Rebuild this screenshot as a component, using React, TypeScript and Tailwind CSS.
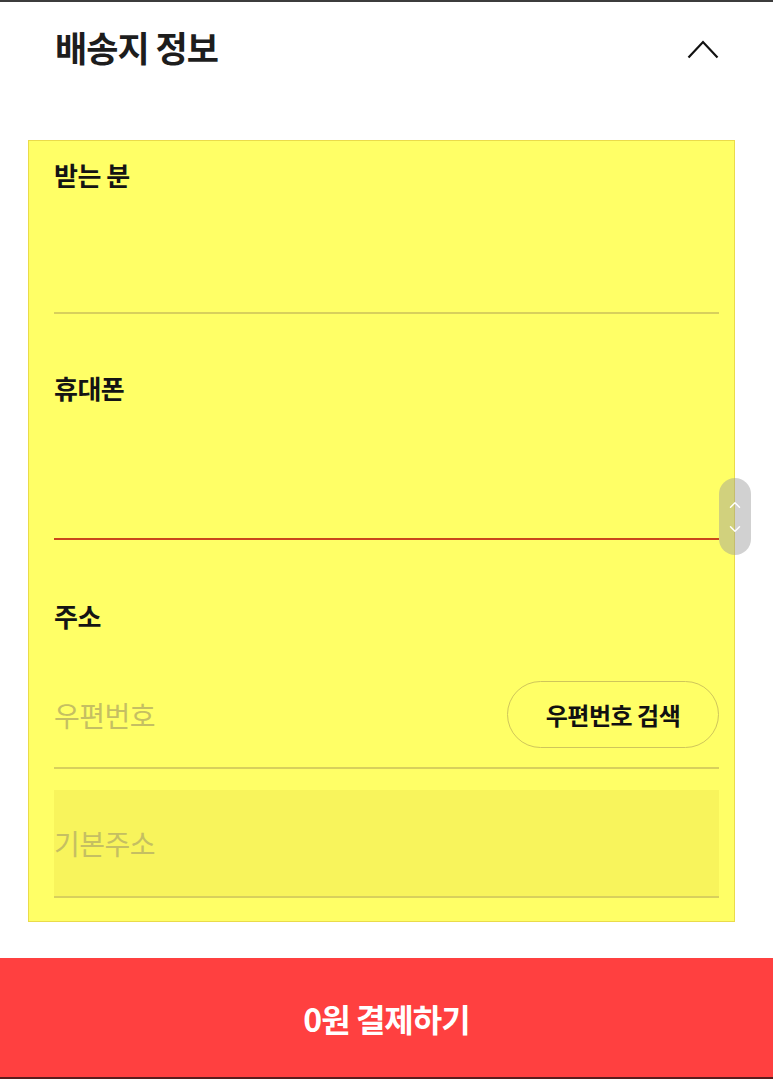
import { ChevronUp, ChevronDown } from "lucide-react"

const font = { fontFamily: '"Noto Sans CJK KR", "Noto Sans", sans-serif' }

function Label({ children }: { children: React.ReactNode }) {
  return <div className="text-[26px] leading-[34px] font-bold text-[#141414] tracking-[-0.5px]">{children}</div>
}

export default function App() {
  return (
    <div style={font} className="relative w-[773px] h-[1079px] bg-white border-t-2 border-[#3c3c3c] flex flex-col overflow-hidden">
      {/* Header */}
      <div className="h-[92px] flex items-center justify-between pl-[55px] pr-[54px]">
        <h1 className="text-[35px] leading-[44px] font-bold text-[#1d1d1d] tracking-[-1px] -mt-[3px]">배송지 정보</h1>
        <svg width="32" height="20" viewBox="0 0 32 20" fill="none" className="mt-[2px]">
          <path d="M1.5 18.5 L16 3 L30.5 18.5" stroke="#111" strokeWidth="2.2" />
        </svg>
      </div>

      {/* Form box */}
      <div className="mt-[46px] ml-[28px] w-[707px] h-[782px] border border-[#eadb4a] bg-[#ffff66] pl-[25px] pr-[15px] pt-[17px]">
        {/* 받는 분 */}
        <Label>받는 분</Label>
        <div className="h-[122px] border-b-2 border-[#d8d05c]" />

        {/* 휴대폰 */}
        <div className="mt-[57px]">
          <Label>휴대폰</Label>
        </div>
        <div className="h-[135px] border-b-2 border-[#c9461c]" />

        {/* 주소 */}
        <div className="mt-[59px]">
          <Label>주소</Label>
        </div>
        <div className="pt-[48px] pb-[19px] flex items-center justify-between border-b-2 border-[#d8d05c]">
          <span className="text-[28px] text-[#c5bf62] tracking-[-0.5px]">우편번호</span>
          <button className="w-[212px] h-[67px] rounded-full border border-[#cfc65a] text-[24px] font-bold text-[#111] tracking-[-0.5px]">
            우편번호 검색
          </button>
        </div>
        <div className="mt-[21px] h-[108px] bg-[#f8f45c] border-b-2 border-[#d8d05c] flex items-center">
          <span className="text-[28px] text-[#c5bf62] tracking-[-0.5px]">기본주소</span>
        </div>
      </div>

      {/* Scroll helper */}
      <div className="absolute left-[719px] top-[476px] w-[32px] h-[77px] rounded-full bg-[#9a9a9a]/45 flex flex-col items-center justify-center gap-[6px]">
        <ChevronUp className="w-[18px] h-[18px] text-white" strokeWidth={2} />
        <ChevronDown className="w-[18px] h-[18px] text-white" strokeWidth={2} />
      </div>

      {/* Pay button */}
      <div className="mt-[36px] h-[119px] bg-[#ff4040] flex items-center justify-center">
        <span className="text-[32px] font-bold text-white tracking-[-1px]">0원 결제하기</span>
      </div>
      <div className="h-[2px] bg-[#5a1c1c]" />
    </div>
  )
}
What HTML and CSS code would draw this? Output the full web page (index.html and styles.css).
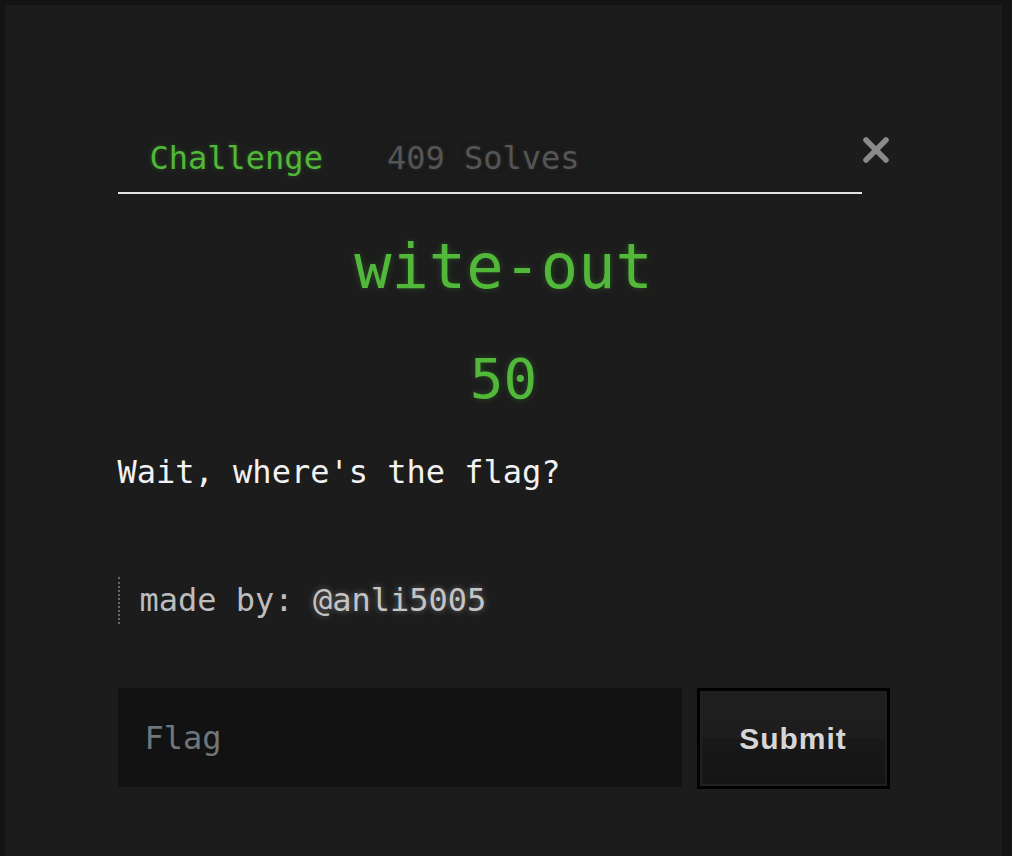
FILE: index.html
```html
<!DOCTYPE html>
<html lang="en">
<head>
    <meta charset="UTF-8">
    <meta name="viewport" content="width=device-width, initial-scale=1.0">
    <title>wite-out</title>
    <link rel="stylesheet" href="styles.css">
</head>
<body>
    <div class="modal">
        <div class="modal-body">
            <div class="tab-head">
                <nav class="tabs">
                    <a class="tab active" href="#">Challenge</a>
                    <a class="tab" href="#">409 Solves</a>
                </nav>
                <button class="close" type="button" aria-label="Close">
                    <svg width="28" height="28" viewBox="0 0 28 28">
                        <path d="M4 4 L24 24 M24 4 L4 24" stroke="#8a8a8a" stroke-width="5.5" stroke-linecap="round"/>
                    </svg>
                </button>
            </div>

            <h2 class="chal-name">wite-out</h2>
            <h3 class="chal-value">50</h3>

            <p class="chal-desc">Wait, where's the flag?</p>

            <blockquote class="author">made by: <span class="handle">@anli5005</span></blockquote>

            <form class="flag-form">
                <input type="text" class="flag-input" placeholder="Flag">
                <button type="submit" class="submit-btn">Submit</button>
            </form>
        </div>
    </div>
</body>
</html>
```

FILE: styles.css
```css
* {
    margin: 0;
    padding: 0;
    box-sizing: border-box;
}

body {
    background: #141414;
    min-height: 100vh;
    font-family: 'DejaVu Sans Mono', 'Liberation Mono', monospace;
    color: #eeeeee;
}

.modal {
    background: #1c1c1c;
    margin: 5px 10px 0 5px;
    min-height: 851px;
}

.modal-body {
    width: 772px;
    margin: 0 auto;
    padding-top: 126px;
}

/* tabs */
.tab-head {
    display: flex;
    align-items: flex-start;
}

.tabs {
    flex: 1;
    display: flex;
    border-bottom: 2px solid #e4e4e4;
}

.tab {
    font-size: 32px;
    line-height: 1.2;
    padding: 8px 32px 15px;
    text-decoration: none;
    color: #555555;
    text-shadow: 0 0 6px rgba(0, 0, 0, 0.9), 0 0 4px rgba(130, 130, 130, 0.45);
}

.tab.active {
    color: #52b83a;
    text-shadow: 0 0 5px rgba(82, 184, 58, 0.35);
}

.close {
    background: none;
    border: none;
    width: 28px;
    height: 28px;
    margin-top: 5px;
    cursor: pointer;
}

.close svg {
    display: block;
}

/* title */
.chal-name {
    font-size: 62px;
    font-weight: normal;
    line-height: 1.2;
    text-align: center;
    color: #52b83a;
    margin-top: 36px;
    text-shadow: 0 0 6px rgba(82, 184, 58, 0.3);
}

.chal-value {
    font-size: 56px;
    font-weight: normal;
    line-height: 1.2;
    text-align: center;
    color: #52b83a;
    margin-top: 40px;
    text-shadow: 0 0 6px rgba(82, 184, 58, 0.3);
}

.chal-desc {
    font-size: 32px;
    line-height: 1.2;
    color: #f2f2f2;
    margin-top: 41px;
}

.author {
    font-size: 32px;
    line-height: 47px;
    color: #bdbdbd;
    border-left: 2px dotted #666666;
    padding-left: 20px;
    margin-top: 86px;
}

.handle {
    color: #c4c4c4;
    text-shadow: 0 0 6px rgba(200, 200, 200, 0.45);
}

/* flag form */
.flag-form {
    display: flex;
    gap: 15px;
    margin-top: 64px;
}

.flag-input {
    width: 564px;
    height: 99px;
    background: #121212;
    border: none;
    outline: none;
    padding: 0 27px;
    font-family: 'DejaVu Sans Mono', 'Liberation Mono', monospace;
    font-size: 32px;
    color: #eeeeee;
}

.flag-input::placeholder {
    color: #6f777d;
}

.submit-btn {
    width: 193px;
    height: 101px;
    border: 3px solid #000000;
    background: linear-gradient(180deg, #1f1f1f 0%, #1d1d1d 48%, #181818 52%, #151515 100%);
    box-shadow: inset 0 0 0 2px #202020;
    font-family: 'Liberation Sans', Arial, sans-serif;
    font-weight: bold;
    font-size: 30px;
    letter-spacing: 1px;
    color: #d6d6d6;
    cursor: pointer;
}
```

■ ■ ■ ■

__SHORT TASK__. Without the pictures, restate all the entries above exactly.

__THE REPLY__.
Rebuild this screenshot as a component, using React, TypeScript and Tailwind CSS.
import { ChevronUp, ChevronDown } from "lucide-react"

const font = { fontFamily: '"Noto Sans CJK KR", "Noto Sans", sans-serif' }

function Label({ children }: { children: React.ReactNode }) {
  return <div className="text-[26px] leading-[34px] font-bold text-[#141414] tracking-[-0.5px]">{children}</div>
}

export default function App() {
  return (
    <div style={font} className="relative w-[773px] h-[1079px] bg-white border-t-2 border-[#3c3c3c] flex flex-col overflow-hidden">
      {/* Header */}
      <div className="h-[92px] flex items-center justify-between pl-[55px] pr-[54px]">
        <h1 className="text-[35px] leading-[44px] font-bold text-[#1d1d1d] tracking-[-1px] -mt-[3px]">배송지 정보</h1>
        <svg width="32" height="20" viewBox="0 0 32 20" fill="none" className="mt-[2px]">
          <path d="M1.5 18.5 L16 3 L30.5 18.5" stroke="#111" strokeWidth="2.2" />
        </svg>
      </div>

      {/* Form box */}
      <div className="mt-[46px] ml-[28px] w-[707px] h-[782px] border border-[#eadb4a] bg-[#ffff66] pl-[25px] pr-[15px] pt-[17px]">
        {/* 받는 분 */}
        <Label>받는 분</Label>
        <div className="h-[122px] border-b-2 border-[#d8d05c]" />

        {/* 휴대폰 */}
        <div className="mt-[57px]">
          <Label>휴대폰</Label>
        </div>
        <div className="h-[135px] border-b-2 border-[#c9461c]" />

        {/* 주소 */}
        <div className="mt-[59px]">
          <Label>주소</Label>
        </div>
        <div className="pt-[48px] pb-[19px] flex items-center justify-between border-b-2 border-[#d8d05c]">
          <span className="text-[28px] text-[#c5bf62] tracking-[-0.5px]">우편번호</span>
          <button className="w-[212px] h-[67px] rounded-full border border-[#cfc65a] text-[24px] font-bold text-[#111] tracking-[-0.5px]">
            우편번호 검색
          </button>
        </div>
        <div className="mt-[21px] h-[108px] bg-[#f8f45c] border-b-2 border-[#d8d05c] flex items-center">
          <span className="text-[28px] text-[#c5bf62] tracking-[-0.5px]">기본주소</span>
        </div>
      </div>

      {/* Scroll helper */}
      <div className="absolute left-[719px] top-[476px] w-[32px] h-[77px] rounded-full bg-[#9a9a9a]/45 flex flex-col items-center justify-center gap-[6px]">
        <ChevronUp className="w-[18px] h-[18px] text-white" strokeWidth={2} />
        <ChevronDown className="w-[18px] h-[18px] text-white" strokeWidth={2} />
      </div>

      {/* Pay button */}
      <div className="mt-[36px] h-[119px] bg-[#ff4040] flex items-center justify-center">
        <span className="text-[32px] font-bold text-white tracking-[-1px]">0원 결제하기</span>
      </div>
      <div className="h-[2px] bg-[#5a1c1c]" />
    </div>
  )
}
What HTML and CSS code would draw this? Output the full web page (index.html and styles.css).
FILE: index.html
```html
<!DOCTYPE html>
<html lang="en">
<head>
    <meta charset="UTF-8">
    <meta name="viewport" content="width=device-width, initial-scale=1.0">
    <title>wite-out</title>
    <link rel="stylesheet" href="styles.css">
</head>
<body>
    <div class="modal">
        <div class="modal-body">
            <div class="tab-head">
                <nav class="tabs">
                    <a class="tab active" href="#">Challenge</a>
                    <a class="tab" href="#">409 Solves</a>
                </nav>
                <button class="close" type="button" aria-label="Close">
                    <svg width="28" height="28" viewBox="0 0 28 28">
                        <path d="M4 4 L24 24 M24 4 L4 24" stroke="#8a8a8a" stroke-width="5.5" stroke-linecap="round"/>
                    </svg>
                </button>
            </div>

            <h2 class="chal-name">wite-out</h2>
            <h3 class="chal-value">50</h3>

            <p class="chal-desc">Wait, where's the flag?</p>

            <blockquote class="author">made by: <span class="handle">@anli5005</span></blockquote>

            <form class="flag-form">
                <input type="text" class="flag-input" placeholder="Flag">
                <button type="submit" class="submit-btn">Submit</button>
            </form>
        </div>
    </div>
</body>
</html>
```

FILE: styles.css
```css
* {
    margin: 0;
    padding: 0;
    box-sizing: border-box;
}

body {
    background: #141414;
    min-height: 100vh;
    font-family: 'DejaVu Sans Mono', 'Liberation Mono', monospace;
    color: #eeeeee;
}

.modal {
    background: #1c1c1c;
    margin: 5px 10px 0 5px;
    min-height: 851px;
}

.modal-body {
    width: 772px;
    margin: 0 auto;
    padding-top: 126px;
}

/* tabs */
.tab-head {
    display: flex;
    align-items: flex-start;
}

.tabs {
    flex: 1;
    display: flex;
    border-bottom: 2px solid #e4e4e4;
}

.tab {
    font-size: 32px;
    line-height: 1.2;
    padding: 8px 32px 15px;
    text-decoration: none;
    color: #555555;
    text-shadow: 0 0 6px rgba(0, 0, 0, 0.9), 0 0 4px rgba(130, 130, 130, 0.45);
}

.tab.active {
    color: #52b83a;
    text-shadow: 0 0 5px rgba(82, 184, 58, 0.35);
}

.close {
    background: none;
    border: none;
    width: 28px;
    height: 28px;
    margin-top: 5px;
    cursor: pointer;
}

.close svg {
    display: block;
}

/* title */
.chal-name {
    font-size: 62px;
    font-weight: normal;
    line-height: 1.2;
    text-align: center;
    color: #52b83a;
    margin-top: 36px;
    text-shadow: 0 0 6px rgba(82, 184, 58, 0.3);
}

.chal-value {
    font-size: 56px;
    font-weight: normal;
    line-height: 1.2;
    text-align: center;
    color: #52b83a;
    margin-top: 40px;
    text-shadow: 0 0 6px rgba(82, 184, 58, 0.3);
}

.chal-desc {
    font-size: 32px;
    line-height: 1.2;
    color: #f2f2f2;
    margin-top: 41px;
}

.author {
    font-size: 32px;
    line-height: 47px;
    color: #bdbdbd;
    border-left: 2px dotted #666666;
    padding-left: 20px;
    margin-top: 86px;
}

.handle {
    color: #c4c4c4;
    text-shadow: 0 0 6px rgba(200, 200, 200, 0.45);
}

/* flag form */
.flag-form {
    display: flex;
    gap: 15px;
    margin-top: 64px;
}

.flag-input {
    width: 564px;
    height: 99px;
    background: #121212;
    border: none;
    outline: none;
    padding: 0 27px;
    font-family: 'DejaVu Sans Mono', 'Liberation Mono', monospace;
    font-size: 32px;
    color: #eeeeee;
}

.flag-input::placeholder {
    color: #6f777d;
}

.submit-btn {
    width: 193px;
    height: 101px;
    border: 3px solid #000000;
    background: linear-gradient(180deg, #1f1f1f 0%, #1d1d1d 48%, #181818 52%, #151515 100%);
    box-shadow: inset 0 0 0 2px #202020;
    font-family: 'Liberation Sans', Arial, sans-serif;
    font-weight: bold;
    font-size: 30px;
    letter-spacing: 1px;
    color: #d6d6d6;
    cursor: pointer;
}
```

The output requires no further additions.